• [TASK]: No images are to be carried over; print all other material exactly as it stands.
## start
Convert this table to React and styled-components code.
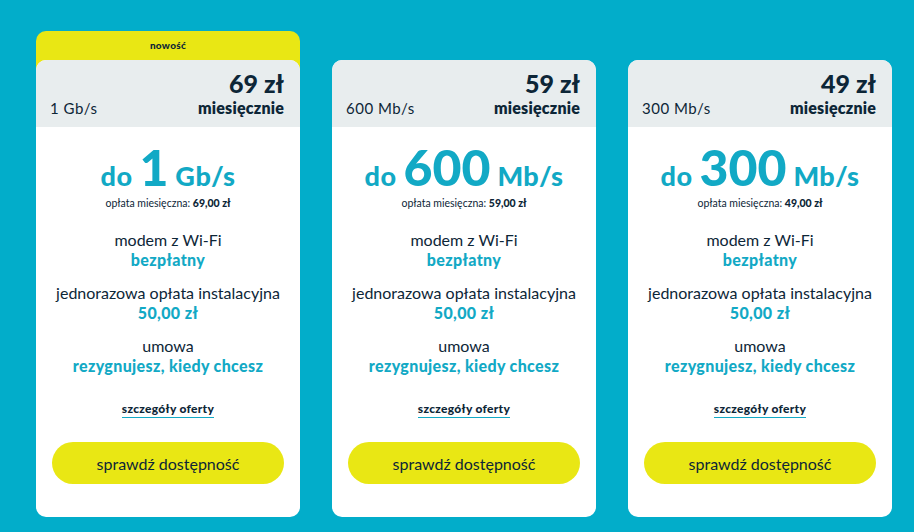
import styled, { createGlobalStyle } from 'styled-components';

const plans = [
  { speed: '1 Gb/s', num: '1', unit: 'Gb/s', price: '69', fee: '69,00 zł', isNew: true },
  { speed: '600 Mb/s', num: '600', unit: 'Mb/s', price: '59', fee: '59,00 zł' },
  { speed: '300 Mb/s', num: '300', unit: 'Mb/s', price: '49', fee: '49,00 zł' },
];

function PlanCard({ plan }) {
  return (
    <Wrapper $featured={plan.isNew}>
      {plan.isNew && <Tab>nowość</Tab>}
      <Card>
        <Header>
          <Speed>{plan.speed}</Speed>
          <PriceBox>
            <Price>{plan.price} zł</Price>
            <Period>miesięcznie</Period>
          </PriceBox>
        </Header>
        <Body>
          <Headline>
            do <Big>{plan.num}</Big> {plan.unit}
          </Headline>
          <Fee>
            opłata miesięczna: <b>{plan.fee}</b>
          </Fee>
          <Features>
            <Feature>
              <Label>modem z Wi-Fi</Label>
              <Value>bezpłatny</Value>
            </Feature>
            <Feature>
              <Label>jednorazowa opłata instalacyjna</Label>
              <Value>50,00 zł</Value>
            </Feature>
            <Feature>
              <Label>umowa</Label>
              <Value>rezygnujesz, kiedy chcesz</Value>
            </Feature>
          </Features>
          <Details href='#oferta'>szczegóły oferty</Details>
          <Button>sprawdź dostępność</Button>
        </Body>
      </Card>
    </Wrapper>
  );
}

function App() {
  return (
    <>
      <GlobalStyle />
      <Page>
        {plans.map((p) => (
          <PlanCard key={p.speed} plan={p} />
        ))}
      </Page>
    </>
  );
}

export default App;

const GlobalStyle = createGlobalStyle`
  html, body {
    margin: 0;
    background: #02adca;
  }
  body {
    font-family: Lato, 'Open Sans', sans-serif;
    color: #0d2637;
  }
`;

const Page = styled.div`
  height: 532px;
  box-sizing: border-box;
  padding: 0 0 15px 36px;
  display: flex;
  align-items: flex-end;
  gap: 32px;
`;

const Wrapper = styled.div`
  width: 264px;
  border-radius: 10px 10px 0 0;
  background: ${(p) =>
    p.$featured ? 'linear-gradient(#e9e714 40px, transparent 40px)' : 'transparent'};
`;

const Tab = styled.div`
  height: 29px;
  display: flex;
  align-items: center;
  justify-content: center;
  font-size: 10px;
  font-weight: 900;
  letter-spacing: 0.3px;
  padding-bottom: 2px;
  box-sizing: border-box;
`;

const Card = styled.div`
  background: #ffffff;
  border-radius: 10px;
  overflow: hidden;
`;

const Header = styled.div`
  background: #e8edee;
  height: 67px;
  box-sizing: border-box;
  padding: 10px 16px 0 14px;
  display: flex;
  justify-content: space-between;
  align-items: flex-start;
`;

const Speed = styled.div`
  font-size: 15px;
  letter-spacing: 0.5px;
  margin-top: 29px;
`;

const PriceBox = styled.div`
  text-align: right;
`;

const Price = styled.div`
  font-size: 25px;
  font-weight: 900;
  line-height: 26px;
`;

const Period = styled.div`
  font-size: 16px;
  font-weight: 800;
  line-height: 20px;
  margin-top: 2px;
  letter-spacing: 0.2px;
`;

const Body = styled.div`
  padding: 12px 16px 33px;
  display: flex;
  flex-direction: column;
  align-items: center;
  text-align: center;
`;

const Headline = styled.div`
  color: #12a9c5;
  font-size: 27px;
  font-weight: 900;
  line-height: 56px;
  height: 56px;
  letter-spacing: 0.5px;
`;

const Big = styled.span`
  font-size: 50px;
  letter-spacing: 0;
`;

const Fee = styled.div`
  font-size: 10.5px;
  line-height: 14px;
  margin-top: 1px;

  b {
    font-weight: 900;
  }
`;

const Features = styled.div`
  margin-top: 20px;
  display: flex;
  flex-direction: column;
  gap: 13px;
`;

const Feature = styled.div`
  display: flex;
  flex-direction: column;
`;

const Label = styled.div`
  font-size: 16px;
  line-height: 20px;
`;

const Value = styled.div`
  color: #12a9c5;
  font-size: 16px;
  font-weight: 900;
  line-height: 20px;
  letter-spacing: 0.35px;
`;

const Details = styled.a`
  margin-top: 26px;
  font-size: 12px;
  line-height: 14px;
  font-weight: 900;
  letter-spacing: 0.3px;
  color: #0d2637;
  text-decoration: none;
  border-bottom: 1px solid #12a9c5;
  padding-bottom: 1px;
`;

const Button = styled.button`
  margin-top: 24px;
  width: 232px;
  height: 42px;
  border: none;
  border-radius: 21px;
  background: #e9e714;
  color: #0d2637;
  font-family: Lato, 'Open Sans', sans-serif;
  font-size: 16px;
  cursor: pointer;
`;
## end
• [COMPLETED TASK]:
Convert this table to React and styled-components code.
import styled, { createGlobalStyle } from 'styled-components';

const plans = [
  { speed: '1 Gb/s', num: '1', unit: 'Gb/s', price: '69', fee: '69,00 zł', isNew: true },
  { speed: '600 Mb/s', num: '600', unit: 'Mb/s', price: '59', fee: '59,00 zł' },
  { speed: '300 Mb/s', num: '300', unit: 'Mb/s', price: '49', fee: '49,00 zł' },
];

function PlanCard({ plan }) {
  return (
    <Wrapper $featured={plan.isNew}>
      {plan.isNew && <Tab>nowość</Tab>}
      <Card>
        <Header>
          <Speed>{plan.speed}</Speed>
          <PriceBox>
            <Price>{plan.price} zł</Price>
            <Period>miesięcznie</Period>
          </PriceBox>
        </Header>
        <Body>
          <Headline>
            do <Big>{plan.num}</Big> {plan.unit}
          </Headline>
          <Fee>
            opłata miesięczna: <b>{plan.fee}</b>
          </Fee>
          <Features>
            <Feature>
              <Label>modem z Wi-Fi</Label>
              <Value>bezpłatny</Value>
            </Feature>
            <Feature>
              <Label>jednorazowa opłata instalacyjna</Label>
              <Value>50,00 zł</Value>
            </Feature>
            <Feature>
              <Label>umowa</Label>
              <Value>rezygnujesz, kiedy chcesz</Value>
            </Feature>
          </Features>
          <Details href='#oferta'>szczegóły oferty</Details>
          <Button>sprawdź dostępność</Button>
        </Body>
      </Card>
    </Wrapper>
  );
}

function App() {
  return (
    <>
      <GlobalStyle />
      <Page>
        {plans.map((p) => (
          <PlanCard key={p.speed} plan={p} />
        ))}
      </Page>
    </>
  );
}

export default App;

const GlobalStyle = createGlobalStyle`
  html, body {
    margin: 0;
    background: #02adca;
  }
  body {
    font-family: Lato, 'Open Sans', sans-serif;
    color: #0d2637;
  }
`;

const Page = styled.div`
  height: 532px;
  box-sizing: border-box;
  padding: 0 0 15px 36px;
  display: flex;
  align-items: flex-end;
  gap: 32px;
`;

const Wrapper = styled.div`
  width: 264px;
  border-radius: 10px 10px 0 0;
  background: ${(p) =>
    p.$featured ? 'linear-gradient(#e9e714 40px, transparent 40px)' : 'transparent'};
`;

const Tab = styled.div`
  height: 29px;
  display: flex;
  align-items: center;
  justify-content: center;
  font-size: 10px;
  font-weight: 900;
  letter-spacing: 0.3px;
  padding-bottom: 2px;
  box-sizing: border-box;
`;

const Card = styled.div`
  background: #ffffff;
  border-radius: 10px;
  overflow: hidden;
`;

const Header = styled.div`
  background: #e8edee;
  height: 67px;
  box-sizing: border-box;
  padding: 10px 16px 0 14px;
  display: flex;
  justify-content: space-between;
  align-items: flex-start;
`;

const Speed = styled.div`
  font-size: 15px;
  letter-spacing: 0.5px;
  margin-top: 29px;
`;

const PriceBox = styled.div`
  text-align: right;
`;

const Price = styled.div`
  font-size: 25px;
  font-weight: 900;
  line-height: 26px;
`;

const Period = styled.div`
  font-size: 16px;
  font-weight: 800;
  line-height: 20px;
  margin-top: 2px;
  letter-spacing: 0.2px;
`;

const Body = styled.div`
  padding: 12px 16px 33px;
  display: flex;
  flex-direction: column;
  align-items: center;
  text-align: center;
`;

const Headline = styled.div`
  color: #12a9c5;
  font-size: 27px;
  font-weight: 900;
  line-height: 56px;
  height: 56px;
  letter-spacing: 0.5px;
`;

const Big = styled.span`
  font-size: 50px;
  letter-spacing: 0;
`;

const Fee = styled.div`
  font-size: 10.5px;
  line-height: 14px;
  margin-top: 1px;

  b {
    font-weight: 900;
  }
`;

const Features = styled.div`
  margin-top: 20px;
  display: flex;
  flex-direction: column;
  gap: 13px;
`;

const Feature = styled.div`
  display: flex;
  flex-direction: column;
`;

const Label = styled.div`
  font-size: 16px;
  line-height: 20px;
`;

const Value = styled.div`
  color: #12a9c5;
  font-size: 16px;
  font-weight: 900;
  line-height: 20px;
  letter-spacing: 0.35px;
`;

const Details = styled.a`
  margin-top: 26px;
  font-size: 12px;
  line-height: 14px;
  font-weight: 900;
  letter-spacing: 0.3px;
  color: #0d2637;
  text-decoration: none;
  border-bottom: 1px solid #12a9c5;
  padding-bottom: 1px;
`;

const Button = styled.button`
  margin-top: 24px;
  width: 232px;
  height: 42px;
  border: none;
  border-radius: 21px;
  background: #e9e714;
  color: #0d2637;
  font-family: Lato, 'Open Sans', sans-serif;
  font-size: 16px;
  cursor: pointer;
`;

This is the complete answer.